Part of ethical hunting is understanding the necessity of practicing consistently throughout the year.   Don’t expect to pick up a bow or gun a week before season and think you’ll be ready to make a kill shot on an animal.  I’ve been shooting bow for almost two years now and finally took a bow hunter safety course to hunt with my bow.  I know what my limits are.  There’s a huge difference between shooting a still target and a moving one, not to mention when the adrenaline will be pumping. It’s important to be 100% confident in the shot you can make on an animal.

This is where patience comes into play as well.  If the buck of a lifetime just walked into sight forty yards away, but you’ve only ever been able to shoot thirty yards consistently, an ethical hunter would not take the shot.  Sure, the hunter would be disappointed –the heartbreak aspect of hunting—but will be able to hold his/her head up high knowing the decision was the correct one to make.
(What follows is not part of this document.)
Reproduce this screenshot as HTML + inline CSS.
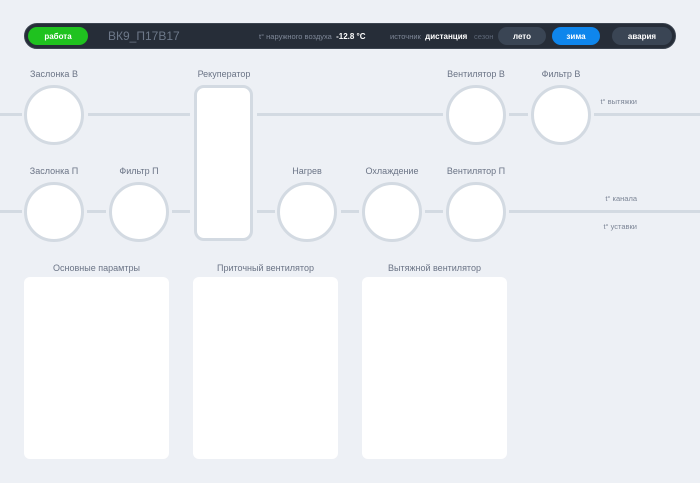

Falling in love with hunting will be inevitable once you get a taste of it though.  It could take a couple times out in a stand, or it could happen on your first day out there.  I fell in love with it within hours of my first day, and I didn’t so much as see an animal except a lone squirrel digging holes for some nuts. It was the feeling of peace that sitting in that stand brought. How it was to see the sun beam its way through branches and fall leaves, how it looked as it glowed behind a silhouette of pines.

When the world around you has no clue you’re there. When it’s so quiet that deer grunts and turkeys gobbling can be heard from almost a mile away. When you do finally see an animal you’re after and have to decide if it’s the animal you want to harvest.

Yes, hunting truly is a love that is learned, but it’s completely worth the journey until you get there.  I promise.